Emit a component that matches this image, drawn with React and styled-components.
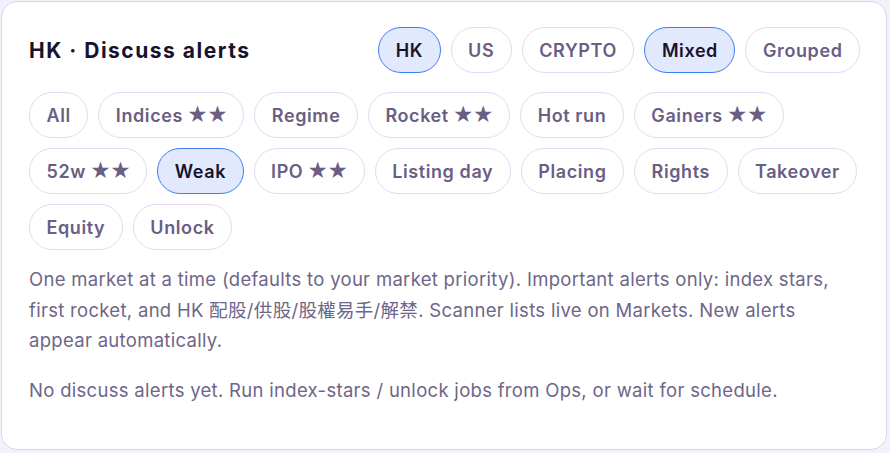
import React, { useState } from "react";
import styled, { createGlobalStyle } from "styled-components";

const colors = {
  page: "#f4f1fb",
  card: "#ffffff",
  cardBorder: "#ddd3f1",
  title: "#17132f",
  chipText: "#6a5e84",
  chipBorder: "#e3daf3",
  activeBg: "#e2e9fd",
  activeBorder: "#3d7ef5",
  activeText: "#17132f",
  body: "#6e6688",
};

const GlobalStyle = createGlobalStyle`
  html, body {
    margin: 0;
    padding: 0;
    background: ${colors.page};
  }
  body {
    padding: 1px 3px 3px 1px;
    font-family: Inter, "Noto Sans", "Noto Sans CJK TC", sans-serif;
  }
`;

const markets = ["HK", "US", "CRYPTO"];
const views = ["Mixed", "Grouped"];
// stars: true marks the two-star filters
const filters = [
  { label: "All" },
  { label: "Indices", stars: true },
  { label: "Regime" },
  { label: "Rocket", stars: true },
  { label: "Hot run" },
  { label: "Gainers", stars: true },
  { label: "52w", stars: true },
  { label: "Weak" },
  { label: "IPO", stars: true },
  { label: "Listing day" },
  { label: "Placing" },
  { label: "Rights" },
  { label: "Takeover" },
  { label: "Equity" },
  { label: "Unlock" },
];

const App = () => {
  const [market, setMarket] = useState("HK");
  const [view, setView] = useState("Mixed");
  const [filter, setFilter] = useState("Weak");

  return (
    <>
      <GlobalStyle />
      <Card>
        <Header>
          <Title>{market} · Discuss alerts</Title>
          <ChipRow>
            {markets.map((m) => (
              <Chip key={m} $active={m === market} onClick={() => setMarket(m)}>
                {m}
              </Chip>
            ))}
            {views.map((v) => (
              <Chip key={v} $active={v === view} onClick={() => setView(v)}>
                {v}
              </Chip>
            ))}
          </ChipRow>
        </Header>
        <FilterWrap>
          {filters.map((f) => (
            <Chip
              key={f.label}
              $active={f.label === filter}
              onClick={() => setFilter(f.label)}
            >
              {f.label}
              {f.stars && <Stars> ★★</Stars>}
            </Chip>
          ))}
        </FilterWrap>
        <Note>
          One market at a time (defaults to your market priority). Important
          alerts only: index stars, first rocket, and HK 配股/供股/股權易手/解禁.
          Scanner lists live on Markets. New alerts appear automatically.
        </Note>
        <Empty>
          No discuss alerts yet. Run index-stars / unlock jobs from Ops, or wait
          for schedule.
        </Empty>
      </Card>
    </>
  );
};

const Card = styled.div`
  box-sizing: border-box;
  width: 886px;
  height: 449px;
  background: ${colors.card};
  border: 1px solid ${colors.cardBorder};
  border-radius: 16px;
  padding: 25px 26px 0 27px;
`;

const Header = styled.div`
  display: flex;
  align-items: center;
  justify-content: space-between;
  margin-bottom: 19px;
`;

const Title = styled.h2`
  margin: 0;
  font-size: 21px;
  font-weight: 700;
  color: ${colors.title};
  letter-spacing: 1.5px;
`;

const ChipRow = styled.div`
  display: flex;
  gap: 10px;
`;

const FilterWrap = styled.div`
  display: flex;
  flex-wrap: wrap;
  gap: 10px;
  margin-bottom: 14px;
`;

const Chip = styled.button`
  box-sizing: border-box;
  height: 46px;
  padding: 0 16.5px;
  border-radius: 23px;
  border: 1.5px solid ${(p) => (p.$active ? colors.activeBorder : colors.chipBorder)};
  background: ${(p) => (p.$active ? colors.activeBg : "#fff")};
  color: ${(p) => (p.$active ? colors.activeText : colors.chipText)};
  font-family: inherit;
  font-size: 18px;
  font-weight: 600;
  letter-spacing: 0.6px;
  cursor: pointer;
  white-space: nowrap;
`;

const Stars = styled.span`
  font-size: 20px;
  letter-spacing: -1px;
`;

const Note = styled.p`
  margin: 0 0 19px;
  font-size: 18.5px;
  line-height: 30.5px;
  letter-spacing: 0.3px;
  color: ${colors.body};
`;

const Empty = styled(Note)`
  margin: 0;
`;

export default App;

■ **What you are asked to do**: Make an exact copy of all the material, but keep the pictures out of it.

■ **Result of this task**:
Emit a component that matches this image, drawn with React and styled-components.
import React, { useState } from "react";
import styled, { createGlobalStyle } from "styled-components";

const colors = {
  page: "#f4f1fb",
  card: "#ffffff",
  cardBorder: "#ddd3f1",
  title: "#17132f",
  chipText: "#6a5e84",
  chipBorder: "#e3daf3",
  activeBg: "#e2e9fd",
  activeBorder: "#3d7ef5",
  activeText: "#17132f",
  body: "#6e6688",
};

const GlobalStyle = createGlobalStyle`
  html, body {
    margin: 0;
    padding: 0;
    background: ${colors.page};
  }
  body {
    padding: 1px 3px 3px 1px;
    font-family: Inter, "Noto Sans", "Noto Sans CJK TC", sans-serif;
  }
`;

const markets = ["HK", "US", "CRYPTO"];
const views = ["Mixed", "Grouped"];
// stars: true marks the two-star filters
const filters = [
  { label: "All" },
  { label: "Indices", stars: true },
  { label: "Regime" },
  { label: "Rocket", stars: true },
  { label: "Hot run" },
  { label: "Gainers", stars: true },
  { label: "52w", stars: true },
  { label: "Weak" },
  { label: "IPO", stars: true },
  { label: "Listing day" },
  { label: "Placing" },
  { label: "Rights" },
  { label: "Takeover" },
  { label: "Equity" },
  { label: "Unlock" },
];

const App = () => {
  const [market, setMarket] = useState("HK");
  const [view, setView] = useState("Mixed");
  const [filter, setFilter] = useState("Weak");

  return (
    <>
      <GlobalStyle />
      <Card>
        <Header>
          <Title>{market} · Discuss alerts</Title>
          <ChipRow>
            {markets.map((m) => (
              <Chip key={m} $active={m === market} onClick={() => setMarket(m)}>
                {m}
              </Chip>
            ))}
            {views.map((v) => (
              <Chip key={v} $active={v === view} onClick={() => setView(v)}>
                {v}
              </Chip>
            ))}
          </ChipRow>
        </Header>
        <FilterWrap>
          {filters.map((f) => (
            <Chip
              key={f.label}
              $active={f.label === filter}
              onClick={() => setFilter(f.label)}
            >
              {f.label}
              {f.stars && <Stars> ★★</Stars>}
            </Chip>
          ))}
        </FilterWrap>
        <Note>
          One market at a time (defaults to your market priority). Important
          alerts only: index stars, first rocket, and HK 配股/供股/股權易手/解禁.
          Scanner lists live on Markets. New alerts appear automatically.
        </Note>
        <Empty>
          No discuss alerts yet. Run index-stars / unlock jobs from Ops, or wait
          for schedule.
        </Empty>
      </Card>
    </>
  );
};

const Card = styled.div`
  box-sizing: border-box;
  width: 886px;
  height: 449px;
  background: ${colors.card};
  border: 1px solid ${colors.cardBorder};
  border-radius: 16px;
  padding: 25px 26px 0 27px;
`;

const Header = styled.div`
  display: flex;
  align-items: center;
  justify-content: space-between;
  margin-bottom: 19px;
`;

const Title = styled.h2`
  margin: 0;
  font-size: 21px;
  font-weight: 700;
  color: ${colors.title};
  letter-spacing: 1.5px;
`;

const ChipRow = styled.div`
  display: flex;
  gap: 10px;
`;

const FilterWrap = styled.div`
  display: flex;
  flex-wrap: wrap;
  gap: 10px;
  margin-bottom: 14px;
`;

const Chip = styled.button`
  box-sizing: border-box;
  height: 46px;
  padding: 0 16.5px;
  border-radius: 23px;
  border: 1.5px solid ${(p) => (p.$active ? colors.activeBorder : colors.chipBorder)};
  background: ${(p) => (p.$active ? colors.activeBg : "#fff")};
  color: ${(p) => (p.$active ? colors.activeText : colors.chipText)};
  font-family: inherit;
  font-size: 18px;
  font-weight: 600;
  letter-spacing: 0.6px;
  cursor: pointer;
  white-space: nowrap;
`;

const Stars = styled.span`
  font-size: 20px;
  letter-spacing: -1px;
`;

const Note = styled.p`
  margin: 0 0 19px;
  font-size: 18.5px;
  line-height: 30.5px;
  letter-spacing: 0.3px;
  color: ${colors.body};
`;

const Empty = styled(Note)`
  margin: 0;
`;

export default App;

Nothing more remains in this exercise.